• [What you should do]
Return all entries precisely as they stand, without the images.

-------

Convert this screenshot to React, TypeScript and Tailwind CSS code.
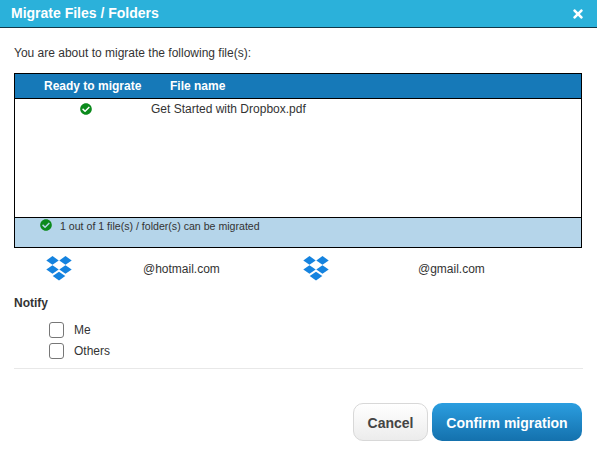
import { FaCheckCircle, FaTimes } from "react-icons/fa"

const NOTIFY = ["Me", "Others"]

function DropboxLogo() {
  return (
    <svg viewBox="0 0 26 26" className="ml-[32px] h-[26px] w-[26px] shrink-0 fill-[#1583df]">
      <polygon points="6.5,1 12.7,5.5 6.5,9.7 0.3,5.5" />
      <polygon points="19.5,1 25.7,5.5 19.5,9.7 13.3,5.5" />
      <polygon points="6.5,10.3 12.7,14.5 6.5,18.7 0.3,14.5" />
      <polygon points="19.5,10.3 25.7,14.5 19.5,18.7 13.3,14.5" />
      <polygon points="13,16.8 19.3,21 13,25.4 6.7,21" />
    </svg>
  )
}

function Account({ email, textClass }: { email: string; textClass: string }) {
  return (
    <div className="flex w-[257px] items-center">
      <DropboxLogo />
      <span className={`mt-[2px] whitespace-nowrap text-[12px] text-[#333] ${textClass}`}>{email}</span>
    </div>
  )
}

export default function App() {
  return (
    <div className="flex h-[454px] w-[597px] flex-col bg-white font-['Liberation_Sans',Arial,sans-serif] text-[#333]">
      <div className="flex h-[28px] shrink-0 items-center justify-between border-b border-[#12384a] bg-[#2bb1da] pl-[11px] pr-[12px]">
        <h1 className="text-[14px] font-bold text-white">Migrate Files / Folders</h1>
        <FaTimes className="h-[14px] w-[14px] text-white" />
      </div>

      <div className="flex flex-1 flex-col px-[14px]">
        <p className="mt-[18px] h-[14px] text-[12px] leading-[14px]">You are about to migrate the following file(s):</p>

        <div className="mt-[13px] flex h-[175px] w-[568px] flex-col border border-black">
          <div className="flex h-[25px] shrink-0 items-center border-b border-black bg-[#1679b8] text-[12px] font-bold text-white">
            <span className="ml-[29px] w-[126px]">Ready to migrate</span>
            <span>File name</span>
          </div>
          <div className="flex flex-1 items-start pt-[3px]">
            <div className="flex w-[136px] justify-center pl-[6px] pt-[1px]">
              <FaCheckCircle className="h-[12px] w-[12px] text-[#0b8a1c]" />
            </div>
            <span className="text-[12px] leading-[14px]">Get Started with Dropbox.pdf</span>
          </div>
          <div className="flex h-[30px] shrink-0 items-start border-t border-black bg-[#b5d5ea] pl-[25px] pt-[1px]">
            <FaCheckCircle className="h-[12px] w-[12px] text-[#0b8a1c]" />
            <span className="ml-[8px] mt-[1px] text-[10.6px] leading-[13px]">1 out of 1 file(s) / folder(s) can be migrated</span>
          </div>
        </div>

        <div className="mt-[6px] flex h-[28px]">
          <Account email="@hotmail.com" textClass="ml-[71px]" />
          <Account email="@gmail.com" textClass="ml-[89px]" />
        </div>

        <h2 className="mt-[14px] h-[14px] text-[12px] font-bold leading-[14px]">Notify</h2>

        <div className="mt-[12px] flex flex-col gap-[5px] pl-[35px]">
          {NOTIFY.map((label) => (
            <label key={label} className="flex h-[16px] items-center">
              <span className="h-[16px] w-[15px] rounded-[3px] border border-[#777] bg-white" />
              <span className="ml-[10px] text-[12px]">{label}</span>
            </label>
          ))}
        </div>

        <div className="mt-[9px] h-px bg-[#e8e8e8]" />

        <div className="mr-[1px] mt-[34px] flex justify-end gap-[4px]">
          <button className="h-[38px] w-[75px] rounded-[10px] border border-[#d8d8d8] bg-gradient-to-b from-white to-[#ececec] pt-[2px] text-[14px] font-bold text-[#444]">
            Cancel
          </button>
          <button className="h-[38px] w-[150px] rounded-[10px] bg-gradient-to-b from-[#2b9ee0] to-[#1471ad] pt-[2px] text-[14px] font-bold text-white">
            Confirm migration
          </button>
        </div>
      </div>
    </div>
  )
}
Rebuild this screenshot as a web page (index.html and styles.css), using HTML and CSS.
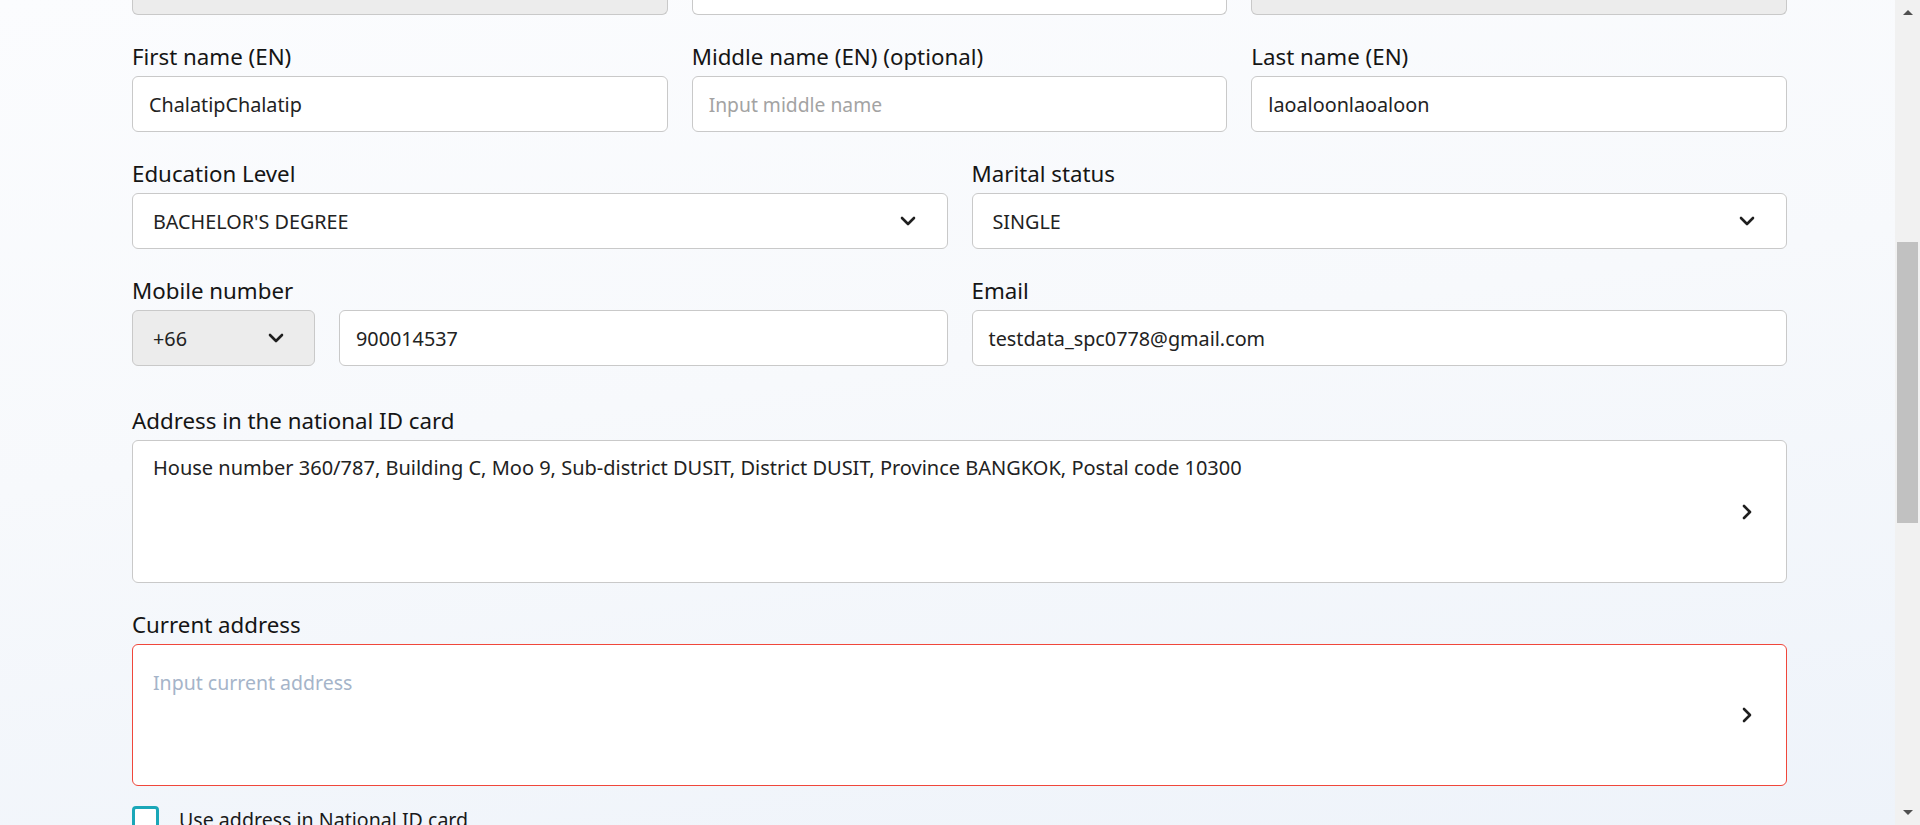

-------

• [Solution for this exercise]
Convert this screenshot to React, TypeScript and Tailwind CSS code.
import { FaCheckCircle, FaTimes } from "react-icons/fa"

const NOTIFY = ["Me", "Others"]

function DropboxLogo() {
  return (
    <svg viewBox="0 0 26 26" className="ml-[32px] h-[26px] w-[26px] shrink-0 fill-[#1583df]">
      <polygon points="6.5,1 12.7,5.5 6.5,9.7 0.3,5.5" />
      <polygon points="19.5,1 25.7,5.5 19.5,9.7 13.3,5.5" />
      <polygon points="6.5,10.3 12.7,14.5 6.5,18.7 0.3,14.5" />
      <polygon points="19.5,10.3 25.7,14.5 19.5,18.7 13.3,14.5" />
      <polygon points="13,16.8 19.3,21 13,25.4 6.7,21" />
    </svg>
  )
}

function Account({ email, textClass }: { email: string; textClass: string }) {
  return (
    <div className="flex w-[257px] items-center">
      <DropboxLogo />
      <span className={`mt-[2px] whitespace-nowrap text-[12px] text-[#333] ${textClass}`}>{email}</span>
    </div>
  )
}

export default function App() {
  return (
    <div className="flex h-[454px] w-[597px] flex-col bg-white font-['Liberation_Sans',Arial,sans-serif] text-[#333]">
      <div className="flex h-[28px] shrink-0 items-center justify-between border-b border-[#12384a] bg-[#2bb1da] pl-[11px] pr-[12px]">
        <h1 className="text-[14px] font-bold text-white">Migrate Files / Folders</h1>
        <FaTimes className="h-[14px] w-[14px] text-white" />
      </div>

      <div className="flex flex-1 flex-col px-[14px]">
        <p className="mt-[18px] h-[14px] text-[12px] leading-[14px]">You are about to migrate the following file(s):</p>

        <div className="mt-[13px] flex h-[175px] w-[568px] flex-col border border-black">
          <div className="flex h-[25px] shrink-0 items-center border-b border-black bg-[#1679b8] text-[12px] font-bold text-white">
            <span className="ml-[29px] w-[126px]">Ready to migrate</span>
            <span>File name</span>
          </div>
          <div className="flex flex-1 items-start pt-[3px]">
            <div className="flex w-[136px] justify-center pl-[6px] pt-[1px]">
              <FaCheckCircle className="h-[12px] w-[12px] text-[#0b8a1c]" />
            </div>
            <span className="text-[12px] leading-[14px]">Get Started with Dropbox.pdf</span>
          </div>
          <div className="flex h-[30px] shrink-0 items-start border-t border-black bg-[#b5d5ea] pl-[25px] pt-[1px]">
            <FaCheckCircle className="h-[12px] w-[12px] text-[#0b8a1c]" />
            <span className="ml-[8px] mt-[1px] text-[10.6px] leading-[13px]">1 out of 1 file(s) / folder(s) can be migrated</span>
          </div>
        </div>

        <div className="mt-[6px] flex h-[28px]">
          <Account email="@hotmail.com" textClass="ml-[71px]" />
          <Account email="@gmail.com" textClass="ml-[89px]" />
        </div>

        <h2 className="mt-[14px] h-[14px] text-[12px] font-bold leading-[14px]">Notify</h2>

        <div className="mt-[12px] flex flex-col gap-[5px] pl-[35px]">
          {NOTIFY.map((label) => (
            <label key={label} className="flex h-[16px] items-center">
              <span className="h-[16px] w-[15px] rounded-[3px] border border-[#777] bg-white" />
              <span className="ml-[10px] text-[12px]">{label}</span>
            </label>
          ))}
        </div>

        <div className="mt-[9px] h-px bg-[#e8e8e8]" />

        <div className="mr-[1px] mt-[34px] flex justify-end gap-[4px]">
          <button className="h-[38px] w-[75px] rounded-[10px] border border-[#d8d8d8] bg-gradient-to-b from-white to-[#ececec] pt-[2px] text-[14px] font-bold text-[#444]">
            Cancel
          </button>
          <button className="h-[38px] w-[150px] rounded-[10px] bg-gradient-to-b from-[#2b9ee0] to-[#1471ad] pt-[2px] text-[14px] font-bold text-white">
            Confirm migration
          </button>
        </div>
      </div>
    </div>
  )
}
Rebuild this screenshot as a web page (index.html and styles.css), using HTML and CSS.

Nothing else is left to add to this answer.